The next morning, I reach the Reception Lounge by 5 a.m., and wait for the rest of our group to turn up. We leave by 5:45 or so and this time we reach the park within six minutes of leaving the hotel, but the leopards are in hiding…
However, there’s no reason for regret as Yala is breathtakingly beautiful in the early hours, with the cold air blowing in your face as the jeep moves through the winding tracks of the wild. We see monkeys, many kinds of birds – with the seemingly fearless peacocks displaying their feathers and strutting about – and jungle fowl, deer, crocodiles and a flock of painted storks.
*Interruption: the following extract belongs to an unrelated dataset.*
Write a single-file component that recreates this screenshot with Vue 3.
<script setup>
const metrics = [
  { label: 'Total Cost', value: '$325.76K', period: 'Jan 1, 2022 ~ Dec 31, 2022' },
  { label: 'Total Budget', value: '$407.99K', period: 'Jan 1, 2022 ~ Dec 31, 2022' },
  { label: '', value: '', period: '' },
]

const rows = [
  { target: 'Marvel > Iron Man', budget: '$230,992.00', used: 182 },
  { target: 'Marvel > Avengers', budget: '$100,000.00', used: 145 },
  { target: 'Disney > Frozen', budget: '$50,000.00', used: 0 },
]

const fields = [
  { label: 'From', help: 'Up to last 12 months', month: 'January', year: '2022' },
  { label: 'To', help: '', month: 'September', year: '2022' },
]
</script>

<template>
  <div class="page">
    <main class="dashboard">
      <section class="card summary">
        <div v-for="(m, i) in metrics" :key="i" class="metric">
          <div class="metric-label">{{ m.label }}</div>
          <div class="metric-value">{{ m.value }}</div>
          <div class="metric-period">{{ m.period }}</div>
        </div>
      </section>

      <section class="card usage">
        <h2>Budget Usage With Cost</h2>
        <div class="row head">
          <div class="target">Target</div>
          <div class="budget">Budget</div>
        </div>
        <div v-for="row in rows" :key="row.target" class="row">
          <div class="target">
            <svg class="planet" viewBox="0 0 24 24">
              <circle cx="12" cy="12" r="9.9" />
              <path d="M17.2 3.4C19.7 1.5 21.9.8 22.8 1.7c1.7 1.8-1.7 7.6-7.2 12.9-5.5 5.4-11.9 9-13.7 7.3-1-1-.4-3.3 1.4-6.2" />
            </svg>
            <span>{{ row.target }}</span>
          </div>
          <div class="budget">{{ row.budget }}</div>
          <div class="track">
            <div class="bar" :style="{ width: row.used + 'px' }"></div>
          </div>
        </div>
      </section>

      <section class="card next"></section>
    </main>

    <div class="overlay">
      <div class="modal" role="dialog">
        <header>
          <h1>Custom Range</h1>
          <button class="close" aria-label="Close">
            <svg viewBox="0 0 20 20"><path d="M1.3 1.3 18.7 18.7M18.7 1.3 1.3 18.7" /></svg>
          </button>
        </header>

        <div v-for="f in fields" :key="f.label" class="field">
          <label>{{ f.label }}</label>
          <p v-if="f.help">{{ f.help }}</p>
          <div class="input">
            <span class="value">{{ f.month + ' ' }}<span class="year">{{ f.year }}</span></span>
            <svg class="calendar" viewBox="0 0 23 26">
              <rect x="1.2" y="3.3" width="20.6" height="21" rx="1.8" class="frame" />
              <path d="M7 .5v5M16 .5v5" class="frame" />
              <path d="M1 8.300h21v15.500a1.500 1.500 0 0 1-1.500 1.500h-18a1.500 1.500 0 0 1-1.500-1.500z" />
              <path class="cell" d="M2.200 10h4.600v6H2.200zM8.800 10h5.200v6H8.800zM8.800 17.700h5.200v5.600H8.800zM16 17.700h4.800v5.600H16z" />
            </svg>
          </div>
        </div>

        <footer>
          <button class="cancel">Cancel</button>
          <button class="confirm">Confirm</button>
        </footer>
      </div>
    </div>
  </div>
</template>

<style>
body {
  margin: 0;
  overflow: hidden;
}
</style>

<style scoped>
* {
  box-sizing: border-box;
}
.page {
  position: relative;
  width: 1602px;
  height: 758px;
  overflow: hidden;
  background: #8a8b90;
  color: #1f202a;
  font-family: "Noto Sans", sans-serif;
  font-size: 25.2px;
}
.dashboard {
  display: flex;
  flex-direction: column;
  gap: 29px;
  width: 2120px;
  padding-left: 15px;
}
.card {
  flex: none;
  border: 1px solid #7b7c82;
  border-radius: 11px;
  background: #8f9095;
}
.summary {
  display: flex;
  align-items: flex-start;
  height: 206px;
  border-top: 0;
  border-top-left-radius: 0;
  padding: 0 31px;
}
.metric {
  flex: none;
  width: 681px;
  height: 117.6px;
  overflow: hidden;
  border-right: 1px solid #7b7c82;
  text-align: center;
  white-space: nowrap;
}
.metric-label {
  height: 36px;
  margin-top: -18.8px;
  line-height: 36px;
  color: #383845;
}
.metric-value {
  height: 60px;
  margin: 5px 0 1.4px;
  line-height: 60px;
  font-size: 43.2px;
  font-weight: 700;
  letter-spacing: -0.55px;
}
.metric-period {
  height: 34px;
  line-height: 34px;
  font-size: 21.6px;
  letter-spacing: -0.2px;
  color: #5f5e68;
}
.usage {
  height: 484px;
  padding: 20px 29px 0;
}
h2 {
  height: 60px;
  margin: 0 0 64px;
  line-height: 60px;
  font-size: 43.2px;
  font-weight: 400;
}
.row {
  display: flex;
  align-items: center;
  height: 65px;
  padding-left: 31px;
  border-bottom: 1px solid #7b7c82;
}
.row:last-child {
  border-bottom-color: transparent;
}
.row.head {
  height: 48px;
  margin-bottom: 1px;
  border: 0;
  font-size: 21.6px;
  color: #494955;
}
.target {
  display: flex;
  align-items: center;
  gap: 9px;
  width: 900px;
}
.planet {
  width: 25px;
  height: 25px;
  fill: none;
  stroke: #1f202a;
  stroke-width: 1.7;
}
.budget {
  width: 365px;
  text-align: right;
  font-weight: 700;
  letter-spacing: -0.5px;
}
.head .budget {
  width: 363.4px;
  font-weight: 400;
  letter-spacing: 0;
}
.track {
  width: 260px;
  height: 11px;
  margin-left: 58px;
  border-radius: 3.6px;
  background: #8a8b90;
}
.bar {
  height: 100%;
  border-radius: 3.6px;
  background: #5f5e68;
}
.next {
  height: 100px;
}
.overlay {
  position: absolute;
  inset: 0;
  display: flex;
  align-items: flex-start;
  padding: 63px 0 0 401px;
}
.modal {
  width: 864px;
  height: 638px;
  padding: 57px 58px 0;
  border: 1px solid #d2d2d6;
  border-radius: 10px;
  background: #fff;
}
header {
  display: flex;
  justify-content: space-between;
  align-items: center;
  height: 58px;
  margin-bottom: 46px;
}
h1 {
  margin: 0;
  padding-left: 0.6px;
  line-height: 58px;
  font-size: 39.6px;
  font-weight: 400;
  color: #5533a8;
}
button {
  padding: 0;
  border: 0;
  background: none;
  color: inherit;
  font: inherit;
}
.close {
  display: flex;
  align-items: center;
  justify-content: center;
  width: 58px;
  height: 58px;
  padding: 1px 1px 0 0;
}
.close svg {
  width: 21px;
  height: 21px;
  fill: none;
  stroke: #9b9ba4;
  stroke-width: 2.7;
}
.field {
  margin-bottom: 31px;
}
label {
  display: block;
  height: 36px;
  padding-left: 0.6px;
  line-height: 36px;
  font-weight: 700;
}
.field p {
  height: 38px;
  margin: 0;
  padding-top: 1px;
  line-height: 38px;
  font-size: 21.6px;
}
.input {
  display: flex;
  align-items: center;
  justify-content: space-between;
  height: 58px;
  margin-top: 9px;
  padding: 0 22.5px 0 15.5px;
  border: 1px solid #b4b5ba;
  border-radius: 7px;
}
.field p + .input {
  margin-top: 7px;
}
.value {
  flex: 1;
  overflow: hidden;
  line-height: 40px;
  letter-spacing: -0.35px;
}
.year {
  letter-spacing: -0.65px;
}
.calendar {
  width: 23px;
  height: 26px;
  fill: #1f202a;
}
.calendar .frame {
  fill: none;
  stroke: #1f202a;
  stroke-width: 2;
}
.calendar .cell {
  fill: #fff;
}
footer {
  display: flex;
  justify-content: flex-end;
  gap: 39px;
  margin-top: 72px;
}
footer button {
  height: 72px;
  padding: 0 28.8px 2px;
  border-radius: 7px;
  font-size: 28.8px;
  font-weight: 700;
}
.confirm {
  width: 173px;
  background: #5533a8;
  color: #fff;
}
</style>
We head back to the hotel by 9 a.m. and it’s time to change and pack up for departure, after a hearty breakfast. It’s not that there’s nothing else to do at the Wild – work calls, it’s time to head back to the concrete jungle.
More than safaris
For guests staying a while instead of running off after a safari or two, Chaaya Wild is geared to introduce unique creative facets in jungle living. There’s nature treks, chena visits, bird watching trails, bush dinners, dune dining, camping, turtle watching trails, midnight safaris, animal tracks identification, wildlife slideshows and after dinner movies. Plans are also underway to introduce star gazing nights on the Observation Deck.
A short distance away from the hotel, the Great Basses near Kirinda offers the perfect opportunity for diving enthusiasts. It is said to be the richest dive site in Sri Lanka, boasting corals, caves, remnants of shipwrecks and numerous species of fish. Also open for exploration is the Little Basses nearby.
As Roland explains, the intention is to run Chaaya Wild not as a hotel but as a game lodge offering a different, more laidback and customer-oriented service, with staff specially educated on wildlife.
Chaaya Wild will be going in for all three ISO certifications shortly, followed by the star classification and Green Globe certification.